* **THE EXERCISE**
Copy out each line of the data that holds the word "index".

* **RECORDS FOR PROCESSING**
_ _ _ _ _ _ _

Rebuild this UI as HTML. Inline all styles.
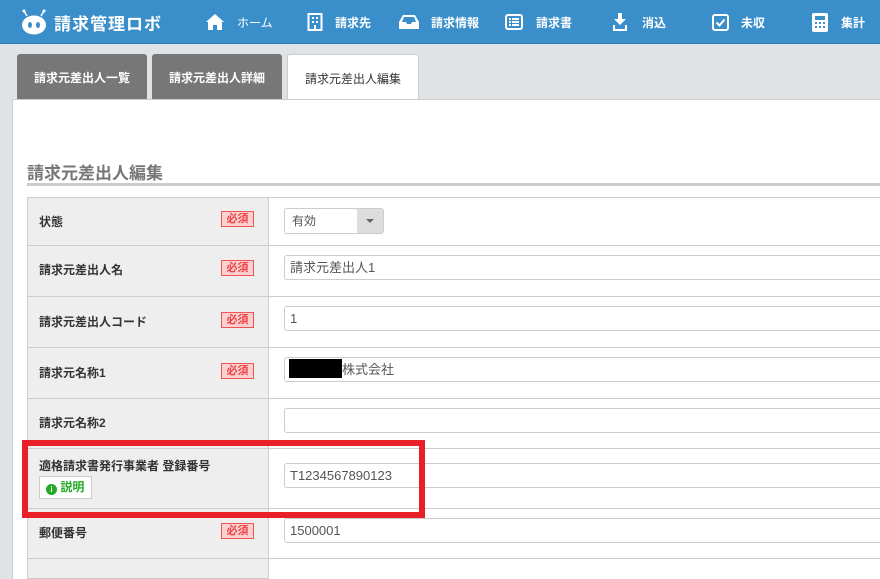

_ _ _ _ _ _ _

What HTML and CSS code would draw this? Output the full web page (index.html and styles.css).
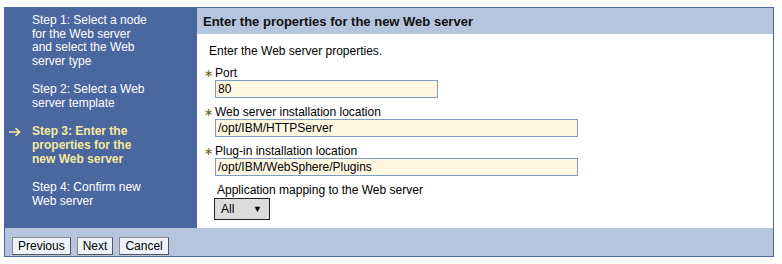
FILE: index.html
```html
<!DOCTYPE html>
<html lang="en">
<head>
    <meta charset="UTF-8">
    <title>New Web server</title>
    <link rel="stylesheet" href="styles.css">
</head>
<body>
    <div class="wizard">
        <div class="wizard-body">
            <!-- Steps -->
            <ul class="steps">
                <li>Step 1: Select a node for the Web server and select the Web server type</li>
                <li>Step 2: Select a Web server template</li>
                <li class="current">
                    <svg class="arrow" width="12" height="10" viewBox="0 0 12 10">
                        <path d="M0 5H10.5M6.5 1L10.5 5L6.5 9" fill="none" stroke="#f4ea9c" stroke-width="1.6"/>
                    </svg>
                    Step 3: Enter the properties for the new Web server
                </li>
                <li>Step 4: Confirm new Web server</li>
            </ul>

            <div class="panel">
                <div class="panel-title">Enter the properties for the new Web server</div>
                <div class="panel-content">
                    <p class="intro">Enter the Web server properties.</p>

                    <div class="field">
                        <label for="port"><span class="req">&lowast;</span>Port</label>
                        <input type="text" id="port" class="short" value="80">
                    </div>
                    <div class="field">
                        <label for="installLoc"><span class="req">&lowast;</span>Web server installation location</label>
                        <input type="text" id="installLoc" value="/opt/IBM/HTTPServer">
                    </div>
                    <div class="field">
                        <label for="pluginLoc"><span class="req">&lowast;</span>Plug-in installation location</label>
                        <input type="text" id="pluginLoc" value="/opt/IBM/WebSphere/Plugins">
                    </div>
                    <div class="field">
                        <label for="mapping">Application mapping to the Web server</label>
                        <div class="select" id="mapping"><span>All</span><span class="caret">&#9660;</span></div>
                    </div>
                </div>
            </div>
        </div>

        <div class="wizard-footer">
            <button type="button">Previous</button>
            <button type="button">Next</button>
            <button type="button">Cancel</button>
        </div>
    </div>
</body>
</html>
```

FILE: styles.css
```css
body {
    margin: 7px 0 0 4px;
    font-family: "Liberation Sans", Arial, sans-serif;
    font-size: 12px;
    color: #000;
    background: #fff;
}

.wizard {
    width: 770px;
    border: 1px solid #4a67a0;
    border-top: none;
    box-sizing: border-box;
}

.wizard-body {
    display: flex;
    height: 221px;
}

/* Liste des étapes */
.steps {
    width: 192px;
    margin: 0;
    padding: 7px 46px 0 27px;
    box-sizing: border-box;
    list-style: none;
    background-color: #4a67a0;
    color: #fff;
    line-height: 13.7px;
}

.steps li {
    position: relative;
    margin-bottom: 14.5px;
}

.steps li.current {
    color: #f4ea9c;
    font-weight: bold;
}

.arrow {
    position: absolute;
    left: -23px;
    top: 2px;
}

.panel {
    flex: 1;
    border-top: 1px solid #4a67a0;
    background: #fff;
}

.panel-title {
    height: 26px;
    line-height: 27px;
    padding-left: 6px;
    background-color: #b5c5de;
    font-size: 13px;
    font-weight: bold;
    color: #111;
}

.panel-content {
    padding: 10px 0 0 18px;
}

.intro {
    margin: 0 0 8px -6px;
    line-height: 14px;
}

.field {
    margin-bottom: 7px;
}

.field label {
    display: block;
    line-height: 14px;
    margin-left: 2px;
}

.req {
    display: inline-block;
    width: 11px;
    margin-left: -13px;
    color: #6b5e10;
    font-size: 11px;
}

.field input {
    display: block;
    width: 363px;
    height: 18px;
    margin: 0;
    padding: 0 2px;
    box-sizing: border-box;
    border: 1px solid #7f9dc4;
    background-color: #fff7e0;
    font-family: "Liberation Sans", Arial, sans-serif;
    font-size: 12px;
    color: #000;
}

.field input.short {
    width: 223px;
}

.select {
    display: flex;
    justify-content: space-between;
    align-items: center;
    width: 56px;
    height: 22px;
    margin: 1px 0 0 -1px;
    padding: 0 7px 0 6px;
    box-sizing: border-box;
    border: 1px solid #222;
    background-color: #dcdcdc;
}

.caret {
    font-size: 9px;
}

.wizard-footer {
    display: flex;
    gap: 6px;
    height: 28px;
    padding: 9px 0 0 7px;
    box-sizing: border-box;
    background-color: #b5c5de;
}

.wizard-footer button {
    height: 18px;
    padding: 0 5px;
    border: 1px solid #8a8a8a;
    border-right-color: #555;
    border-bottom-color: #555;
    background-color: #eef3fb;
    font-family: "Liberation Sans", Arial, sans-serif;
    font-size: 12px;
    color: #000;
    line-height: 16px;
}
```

_ _ _ _ _ _ _

* **OUTPUT FOR THIS EXERCISE**
What HTML and CSS code would draw this? Output the full web page (index.html and styles.css).
FILE: index.html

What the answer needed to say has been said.